Lebanon's population has increased up to 10% because of Syrian refugees, the U.N. agency said.
Jordan's energy, water, health and education services have been severely strained.
Turkey has spent more than $600 million setting up 17 refugee camps, with more under construction.
And Iraq, already grappling with 1 million internally displaced citizens, has taken in more than 100,000 Syrian refugees in the past year.
"We are doing everything we can to help, but the international humanitarian response capacity is dangerously stretched," said Guterres, the U.N. high commissioner for refugees. "This tragedy has to be stopped."
Dozens of countries and groups around the world pledged more than $1.5 billion in humanitarian assistance for Syrians in January. But only $200 million had been received by the end of February, the United Nations said.
The war: Shifting but endless
While the end of the war seems nowhere in sight, the opposition has made notable strides against government forces.
This week, opposition fighters said they captured the major northern city of Raqqa -- the first time rebels have seized a provincial capital.
State-run media responded by saying government forces were battling suspected members of the radical Islamist group al-Nusra Front in Raqqa.
But footage from the city painted a different picture. Children climbed atop a fallen statue of former President Hafez al-Assad -- the current president's father -- and beat the cracked figure with a bat and shoes.
Some attribute the rebels' recent gains to shipments of arms from other countries.
But rebels are still fighting to wrest the largest city, Aleppo, from government hands. They recently took over a military base near the city, but full control of Syria's economic hub remains elusive.
While Damascus remains a regime stronghold, rebel and regime forces are battling very close to the city -- threatening to take the fight to the seat of President Bashar al-Assad's power.

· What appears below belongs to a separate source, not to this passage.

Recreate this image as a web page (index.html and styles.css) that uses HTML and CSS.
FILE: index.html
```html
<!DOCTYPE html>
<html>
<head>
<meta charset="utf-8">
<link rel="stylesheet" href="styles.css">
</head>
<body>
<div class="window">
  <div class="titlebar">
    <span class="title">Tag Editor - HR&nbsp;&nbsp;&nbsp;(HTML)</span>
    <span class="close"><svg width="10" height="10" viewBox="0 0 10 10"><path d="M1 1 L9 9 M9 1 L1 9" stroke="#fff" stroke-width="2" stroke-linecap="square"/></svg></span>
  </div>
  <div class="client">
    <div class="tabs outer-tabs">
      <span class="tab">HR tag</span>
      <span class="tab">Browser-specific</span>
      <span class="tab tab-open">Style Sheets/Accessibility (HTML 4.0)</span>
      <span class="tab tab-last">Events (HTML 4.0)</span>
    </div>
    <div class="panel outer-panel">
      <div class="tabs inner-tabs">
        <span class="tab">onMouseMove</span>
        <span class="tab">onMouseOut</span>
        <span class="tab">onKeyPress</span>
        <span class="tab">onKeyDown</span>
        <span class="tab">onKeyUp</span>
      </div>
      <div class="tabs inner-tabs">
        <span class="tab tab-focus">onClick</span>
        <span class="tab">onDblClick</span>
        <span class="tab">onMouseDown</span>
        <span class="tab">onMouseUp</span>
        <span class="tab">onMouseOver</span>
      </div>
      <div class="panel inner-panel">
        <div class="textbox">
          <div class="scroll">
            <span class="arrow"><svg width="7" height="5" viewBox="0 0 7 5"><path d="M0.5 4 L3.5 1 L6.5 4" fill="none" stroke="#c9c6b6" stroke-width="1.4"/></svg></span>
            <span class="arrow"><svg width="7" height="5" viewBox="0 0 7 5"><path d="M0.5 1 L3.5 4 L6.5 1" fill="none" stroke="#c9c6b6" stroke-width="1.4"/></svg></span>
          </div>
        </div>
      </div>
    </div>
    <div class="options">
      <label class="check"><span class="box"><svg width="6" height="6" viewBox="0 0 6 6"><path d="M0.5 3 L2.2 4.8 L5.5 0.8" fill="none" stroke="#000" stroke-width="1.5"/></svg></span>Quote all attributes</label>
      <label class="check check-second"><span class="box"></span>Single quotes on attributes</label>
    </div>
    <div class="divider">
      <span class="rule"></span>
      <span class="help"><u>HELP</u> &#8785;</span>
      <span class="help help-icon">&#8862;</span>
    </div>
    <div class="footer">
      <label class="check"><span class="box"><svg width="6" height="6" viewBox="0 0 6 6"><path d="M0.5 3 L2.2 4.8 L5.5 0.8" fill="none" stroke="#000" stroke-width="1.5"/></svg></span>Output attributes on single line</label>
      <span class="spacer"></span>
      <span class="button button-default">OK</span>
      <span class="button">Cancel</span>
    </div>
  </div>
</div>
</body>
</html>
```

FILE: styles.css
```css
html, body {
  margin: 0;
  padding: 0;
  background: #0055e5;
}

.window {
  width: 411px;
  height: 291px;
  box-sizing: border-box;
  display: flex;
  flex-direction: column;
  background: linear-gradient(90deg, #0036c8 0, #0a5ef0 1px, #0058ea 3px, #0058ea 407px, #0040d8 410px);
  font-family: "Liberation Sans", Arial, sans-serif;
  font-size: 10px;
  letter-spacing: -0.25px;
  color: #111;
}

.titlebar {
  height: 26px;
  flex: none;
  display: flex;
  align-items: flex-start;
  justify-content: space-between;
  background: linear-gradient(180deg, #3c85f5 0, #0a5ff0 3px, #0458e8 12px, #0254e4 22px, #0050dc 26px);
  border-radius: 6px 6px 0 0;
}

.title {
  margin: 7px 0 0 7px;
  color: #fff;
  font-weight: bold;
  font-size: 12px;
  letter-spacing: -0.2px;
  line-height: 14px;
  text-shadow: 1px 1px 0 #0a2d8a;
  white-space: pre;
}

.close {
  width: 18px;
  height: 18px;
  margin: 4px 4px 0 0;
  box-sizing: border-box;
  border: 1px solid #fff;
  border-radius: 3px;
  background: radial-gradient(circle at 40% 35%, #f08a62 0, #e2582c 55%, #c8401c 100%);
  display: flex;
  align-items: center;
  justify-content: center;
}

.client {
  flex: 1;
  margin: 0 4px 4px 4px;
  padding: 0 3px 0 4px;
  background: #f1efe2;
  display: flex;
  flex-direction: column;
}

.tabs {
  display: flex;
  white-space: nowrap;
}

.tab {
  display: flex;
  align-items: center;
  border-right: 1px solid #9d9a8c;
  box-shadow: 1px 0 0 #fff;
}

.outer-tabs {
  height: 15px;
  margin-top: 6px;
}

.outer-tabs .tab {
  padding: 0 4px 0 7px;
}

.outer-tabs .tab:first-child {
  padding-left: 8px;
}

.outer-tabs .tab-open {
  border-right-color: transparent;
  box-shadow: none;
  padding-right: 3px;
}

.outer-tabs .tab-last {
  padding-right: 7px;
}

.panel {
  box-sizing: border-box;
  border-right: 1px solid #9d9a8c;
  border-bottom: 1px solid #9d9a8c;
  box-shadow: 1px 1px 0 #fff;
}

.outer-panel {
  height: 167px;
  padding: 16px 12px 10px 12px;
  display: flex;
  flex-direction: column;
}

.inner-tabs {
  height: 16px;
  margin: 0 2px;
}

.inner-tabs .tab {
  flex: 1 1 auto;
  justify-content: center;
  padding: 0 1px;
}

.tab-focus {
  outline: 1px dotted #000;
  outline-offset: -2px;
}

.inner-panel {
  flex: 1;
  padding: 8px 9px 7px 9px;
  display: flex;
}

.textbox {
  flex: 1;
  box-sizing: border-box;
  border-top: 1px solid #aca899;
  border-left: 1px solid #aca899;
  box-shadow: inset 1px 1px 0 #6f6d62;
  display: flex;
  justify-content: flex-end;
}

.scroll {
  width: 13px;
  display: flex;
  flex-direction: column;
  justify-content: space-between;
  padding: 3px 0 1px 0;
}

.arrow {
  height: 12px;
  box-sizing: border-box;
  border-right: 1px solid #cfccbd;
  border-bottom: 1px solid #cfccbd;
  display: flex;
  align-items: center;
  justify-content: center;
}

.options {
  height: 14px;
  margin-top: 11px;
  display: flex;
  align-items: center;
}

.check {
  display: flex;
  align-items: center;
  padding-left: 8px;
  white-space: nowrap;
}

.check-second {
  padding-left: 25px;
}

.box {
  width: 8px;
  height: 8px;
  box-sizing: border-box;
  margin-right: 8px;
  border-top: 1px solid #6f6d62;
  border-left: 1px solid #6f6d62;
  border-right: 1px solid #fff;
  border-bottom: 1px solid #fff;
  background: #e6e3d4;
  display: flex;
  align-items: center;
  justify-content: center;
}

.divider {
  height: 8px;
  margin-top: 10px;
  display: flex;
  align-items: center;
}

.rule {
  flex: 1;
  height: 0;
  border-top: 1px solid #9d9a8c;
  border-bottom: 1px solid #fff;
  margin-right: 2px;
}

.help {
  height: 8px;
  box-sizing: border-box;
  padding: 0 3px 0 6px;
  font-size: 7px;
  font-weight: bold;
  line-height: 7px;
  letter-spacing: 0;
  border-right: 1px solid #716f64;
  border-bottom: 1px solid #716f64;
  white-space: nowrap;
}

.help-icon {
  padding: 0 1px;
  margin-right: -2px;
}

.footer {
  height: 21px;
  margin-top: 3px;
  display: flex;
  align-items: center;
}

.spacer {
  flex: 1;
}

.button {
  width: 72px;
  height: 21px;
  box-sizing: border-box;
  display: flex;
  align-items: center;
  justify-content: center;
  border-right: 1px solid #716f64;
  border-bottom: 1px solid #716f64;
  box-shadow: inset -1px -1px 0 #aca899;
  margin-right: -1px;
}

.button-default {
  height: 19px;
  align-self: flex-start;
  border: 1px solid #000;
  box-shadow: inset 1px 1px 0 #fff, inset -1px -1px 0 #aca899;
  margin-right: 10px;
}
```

Rebels detain U.N. peacekeepers
Tension brewed Wednesday between the United Nations and rebels after about 30 rebels detained 20 U.N. peacekeepers and refused to let them go.
The rebels say the peacekeepers entered a Syrian village near the Israeli-occupied Golan Heights, an area where peacekeepers should not be and where intense fighting has been raging for days between rebels and government forces.
The rebels say they suspect the peacekeepers were trying to aid their enemy, which is defending the al-Assad regime.
The United Nations confirmed the peacekeepers' detention and said they were on a "regular supply mission." The United Nations offered no further details of that mission but said it is "dispatching a team to assess the situation and attempt a resolution."
Intervention: Global attempts and failures
So far, international attempts to stymie the bloodshed have failed.
Trouble brewed from the beginning, when the U.N. Security Council couldn't unify on an action plan for Syria.
Western countries wanted tougher sanctions against the Syrian government, but Russia and China said they didn't want to meddle in another country's internal affairs.
The United Nations and the Arab League sent two seasoned diplomats -- Kofi Annan and Lakhdar Brahimi -- to try to broker cease-fires in Syria, but negotiations never ended the violence.
But the western Syrian town of Tal Kalakh may be a microcosm of hope. There, Syrian forces and rebels have agreed to a cease-fire, brokered in part by a parliamentarian and a sheikh.